Thursday last week various industry leaders testified at a two-hour public hearing that it was unfair that different fines would be imposed on smaller coal companies versus larger ones.
Under the Miner Act, MSHA plans to increase mine operator fines in an attempt to induce them to improve safety and health programs.
According to a Pittsburgh Post-Gazette report, American Energy Corp spokesman Ron Van Horne said: "Large operations are inherently safer. The series of disasters that led to the MINER Act were at smaller mines.

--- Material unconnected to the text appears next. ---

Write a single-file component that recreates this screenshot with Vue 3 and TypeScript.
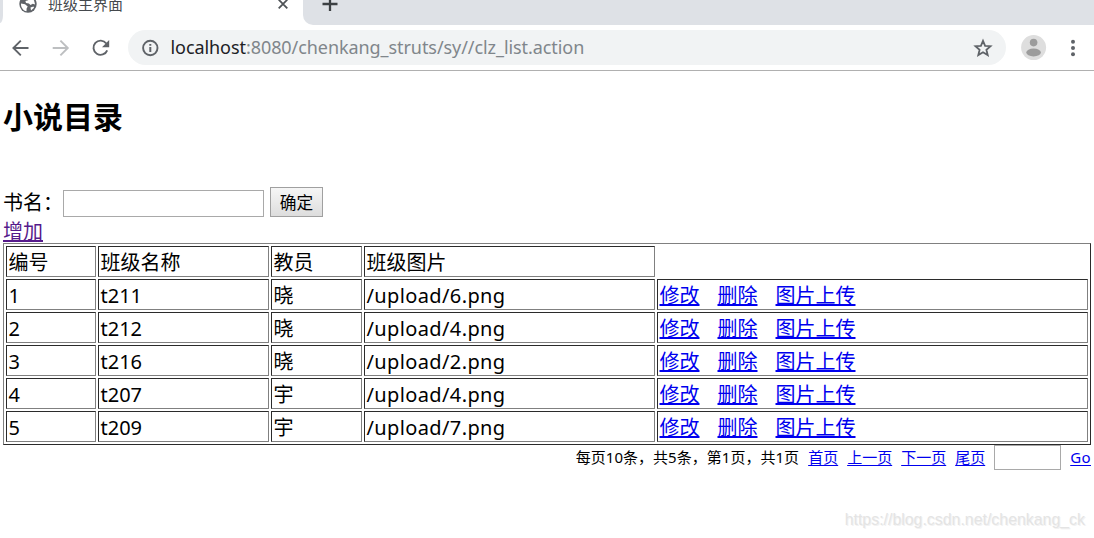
<script setup lang="ts">
interface ClassRow {
  id: number
  name: string
  teacher: string
  picture: string
}

const headers: string[] = ['编号', '班级名称', '教员', '班级图片']
const rows: ClassRow[] = [
  { id: 1, name: 't211', teacher: '晓', picture: '/upload/6.png' },
  { id: 2, name: 't212', teacher: '晓', picture: '/upload/4.png' },
  { id: 3, name: 't216', teacher: '晓', picture: '/upload/2.png' },
  { id: 4, name: 't207', teacher: '宇', picture: '/upload/4.png' },
  { id: 5, name: 't209', teacher: '宇', picture: '/upload/7.png' },
]
const actions: string[] = ['修改', '删除', '图片上传']
const pages: string[] = ['首页', '上一页', '下一页', '尾页']
</script>

<template>
  <div class="window">
    <header class="chrome">
      <div class="tabs">
        <div class="strip-left"></div>
        <div class="tab">
          <svg class="globe" width="18" height="18" viewBox="0 0 18 18">
            <circle cx="9" cy="9" r="8.7" fill="#5f6368" />
            <path d="M2 8.5 6 9.2 8.7 11.6 7.6 13.6 7.5 16.3C4.2 15.6 1.8 12.6 2 8.5ZM9.5 2 15 5.3 16.1 9.6 13.8 8.7 11.5 10.1 9.9 8.4 7 8 6.4 6.1 9.1 5.3ZM11.5 12.5 14.5 11.5 15 12.8 12 15.6Z" fill="#fff" />
          </svg>
          <span class="tab-title">班级主界面</span>
          <svg class="close" width="10" height="10" viewBox="0 0 10 10">
            <path d="M.7.7 9.3 9.3M9.3.7.7 9.3" stroke="#4f5357" stroke-width="1.8" />
          </svg>
        </div>
        <div class="strip-right">
          <svg width="16" height="16" viewBox="0 0 16 16">
            <path d="M8 1V15M.5 8H15.500" stroke="#3c4043" stroke-width="2.3" />
          </svg>
        </div>
      </div>
      <div class="toolbar">
        <svg class="nav" width="120" height="24" viewBox="0 0 120 24">
          <g fill="none" stroke-width="1.9">
            <path d="M28.500 12H14M20.800 4.600 13.400 12 20.800 19.400" stroke="#5f6368" />
            <path d="M53 12H67.500M60.700 4.600 68.100 12 60.700 19.400" stroke="#bdbfc1" transform="translate(-.300 0)" />
            <path d="M106.300 7.500A7.100 7.100 0 1 0 107.200 14.300" stroke="#5f6368" />
          </g>
          <path d="M109.200 4V11.200H102Z" fill="#5f6368" />
        </svg>
        <div class="address">
          <svg width="18" height="18" viewBox="0 0 18 18">
            <circle cx="9.300" cy="9" r="7.200" fill="none" stroke="#5f6368" stroke-width="1.900" />
            <path d="M8.300 8H10.300V13H8.300ZM8.300 5H10.300V6.800H8.300Z" fill="#5f6368" />
          </svg>
          <span class="url"><b>localhost</b>:8080/chenkang_struts/sy//clz_list.action</span>
          <svg class="star" width="20" height="20" viewBox="0 0 20 20">
            <path d="M10 2.800 12.100 7.800 17.500 8.200 13.400 11.800 14.700 17.100 10 14.300 5.300 17.100 6.600 11.800 2.500 8.200 7.900 7.800Z" fill="none" stroke="#5f6368" stroke-width="1.800" />
          </svg>
        </div>
        <svg class="avatar" width="26" height="26" viewBox="0 0 26 26">
          <circle cx="12.600" cy="12.600" r="12.500" fill="#dedede" />
          <circle cx="12.600" cy="7.600" r="3.800" fill="#9c9c9c" />
          <ellipse cx="12.600" cy="17.500" rx="7.300" ry="3.900" fill="#9c9c9c" />
        </svg>
        <svg class="more" width="6" height="18" viewBox="0 0 6 18">
          <g fill="#5f6368">
            <circle cx="3" cy="2.800" r="2" />
            <circle cx="3" cy="9" r="2" />
            <circle cx="3" cy="15.200" r="2" />
          </g>
        </svg>
      </div>
    </header>

    <main class="page">
      <h2>小说目录</h2>
      <form class="search" @submit.prevent>
        <label for="book">书名：</label>
        <input id="book" type="text" />
        <button type="submit">确定</button>
      </form>
      <div class="add"><a class="visited" href="#">增加</a></div>
      <table>
        <colgroup>
          <col class="c-id" /><col class="c-name" /><col class="c-teacher" /><col class="c-pic" /><col />
        </colgroup>
        <tbody>
          <tr>
            <td v-for="h in headers" :key="h">{{ h }}</td>
          </tr>
          <tr v-for="row in rows" :key="row.id">
            <td>{{ row.id }}</td>
            <td>{{ row.name }}</td>
            <td>{{ row.teacher }}</td>
            <td class="path">{{ row.picture }}</td>
            <td>
              <div class="actions"><a v-for="a in actions" :key="a" href="#">{{ a }}</a></div>
            </td>
          </tr>
        </tbody>
      </table>
      <div class="pager">
        <span class="summary">每页10条，共5条，第1页，共1页</span>
        <a v-for="p in pages" :key="p" href="#">{{ p }}</a>
        <input type="text" />
        <a class="go" href="#">Go</a>
      </div>
    </main>
    <div class="watermark">https://blog.csdn.net/chenkang_ck</div>
  </div>
</template>

<style>
body {
  margin: 0;
  overflow: hidden;
  background: #fff;
}
</style>

<style scoped>
.window {
  position: relative;
  width: 1094px;
  height: 538px;
  overflow: hidden;
  color: #000;
  font-family: "Noto Sans", "Noto Sans CJK SC", sans-serif;
}
svg {
  display: block;
  flex: none;
}
.chrome {
  height: 71px;
  box-sizing: border-box;
  border-bottom: 1px solid #b0b0b0;
}
.tabs {
  display: flex;
  height: 25px;
}
.strip-left {
  width: 3px;
  height: 23px;
  background: #dee1e6;
  border-bottom-right-radius: 3px 8px;
}
.tab {
  display: flex;
  width: 300px;
  height: 25px;
}
.globe {
  margin: -5px 0 0 16px;
}
.tab-title {
  margin: -8px 0 0 11px;
  width: 218px;
  color: #45494d;
  font-size: 15px;
  line-height: 24px;
}
.close {
  margin-top: -1px;
  margin-left: 12px;
}
.strip-right {
  flex: 1;
  background: #dee1e6;
  border-bottom-left-radius: 10px;
}
.strip-right svg {
  margin: -4px 0 0 19px;
}
.toolbar {
  display: flex;
  align-items: center;
  height: 45px;
}
.nav {
  margin-right: 8px;
}
.address {
  display: flex;
  align-items: center;
  box-sizing: border-box;
  width: 878px;
  height: 35px;
  padding: 0 13px;
  border-radius: 18px;
  background: #f1f3f4;
}
.url {
  margin: -2px 0 0 11.5px;
  font-size: 18px;
  line-height: 24px;
  letter-spacing: -0.07px;
  color: #80868b;
  white-space: nowrap;
}
.url b {
  font-weight: 400;
  color: #202124;
}
.star {
  margin-left: auto;
}
.avatar {
  margin-left: 15px;
}
.more {
  margin-left: 23px;
}
.page {
  padding: 0 3px;
  font-size: 20px;
}
h2 {
  margin: 26px 0 0;
  height: 41px;
  font-size: 30px;
  line-height: 40px;
}
.search {
  display: flex;
  height: 30px;
  margin-top: 49px;
}
label {
  width: 60px;
  line-height: 32px;
  white-space: nowrap;
}
input {
  box-sizing: border-box;
  padding: 0 4px;
  border: 1px solid #a9a9a9;
  border-radius: 0;
  background: #fff;
}
.search input {
  width: 201px;
  height: 27px;
  margin-top: 3px;
}
button {
  width: 53px;
  height: 30px;
  margin-left: 6px;
  padding: 0;
  border: 1px solid #a0a0a0;
  border-radius: 0;
  background: linear-gradient(#f6f6f6, #dddddd);
  color: #000;
  font: 16.7px/27px "Noto Sans CJK SC", sans-serif;
}
.add {
  height: 26px;
  line-height: 30px;
}
a {
  color: #0000ee;
  text-decoration: underline;
  text-decoration-thickness: 2px;
  text-decoration-skip-ink: none;
  text-underline-offset: 1px;
}
a.visited {
  color: #551a8b;
}
table {
  width: 1088px;
  height: 202px;
  table-layout: fixed;
  border-collapse: separate;
  border-spacing: 2px;
  border: 1px solid;
  border-color: #808080 #2b2b2b #2b2b2b #808080;
}
.c-id { width: 90px; }
.c-name { width: 171px; }
.c-teacher { width: 91px; }
.c-pic { width: 291px; }
td {
  box-sizing: border-box;
  height: 31px;
  padding: 2px 1px 0 1.5px;
  border: 1px solid;
  border-color: #2b2b2b #808080 #808080 #2b2b2b;
  line-height: 27px;
  white-space: nowrap;
}
.path {
  letter-spacing: 0.38px;
}
.actions {
  display: flex;
  gap: 18px;
}
.pager {
  display: flex;
  justify-content: flex-end;
  height: 25px;
  font-size: 15px;
  line-height: 25px;
}
.pager a {
  margin-left: 9px;
  text-decoration-thickness: 1px;
  text-underline-offset: 2px;
}
.pager input {
  width: 67px;
  height: 25px;
  margin-left: 9px;
}
.pager .summary {
  letter-spacing: 0.03px;
}
.pager .go {
  letter-spacing: 0.4px;
}
.watermark {
  position: absolute;
  right: 9px;
  bottom: 8px;
  color: #e4e4e4;
  font: 15.9px/20px "Liberation Sans", Arial, sans-serif;
  text-shadow: 1px 1px 0 #f2f2f2;
}
</style>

“The small mines should be judged the same as the large mines ... whether it puts them out of business or not," he said.
Union officials agreed.
“We would agree there is a great disparity between large and small mines. The baseline fine should always be the same. If they can't pay it, they should go out of business," Pittsburgh Post-Gazette reported UMW safety official Tim Baker saying.
MSHA originally published the proposed rule in early September in the Federal Register to raise civil penalties for violations of the Mine Safety and Health Act.
“We anticipate that these stronger penalties will induce mine operators to improve their safety and health programs, which prevent hazards from endangering the safety of America's miners in the first place," MSHA acting administrator David Dye said at the time.
Fines assessed in 2005 would have been nearly tripled had the proposed penalty structure been in effect. In its economic analysis, MSHA estimates that most mine operators will improve compliance efforts as a result of the proposal, which would ultimately reduce the number of violations cited and the total fines assessed.
The proposed rule by MSHA incorporates the MINER Act provision that imposes a maximum penalty of $US220,000 for flagrant violations. MSHA's proposed rule also includes a minimum penalty of $2000 for unwarrantable failure violations, and $4000 for repeated similar violations.
The proposal would also establish a penalty of $5000 to $60,000 for operators that fail to notify MSHA within 15 minutes of a death, injury or entrapment with reasonable risk of death at a mine.
Under the proposal, MSHA would use a formula system for processing most violations; however, penalty amounts would increase. MSHA has restructured the proposed schedule to reflect higher penalties for mine operators that have a history of repeated violations of the same standard.
Public hearings have been held at Virginia, Alabama, Utah, Missouri, West Virginia and Pennsylvania.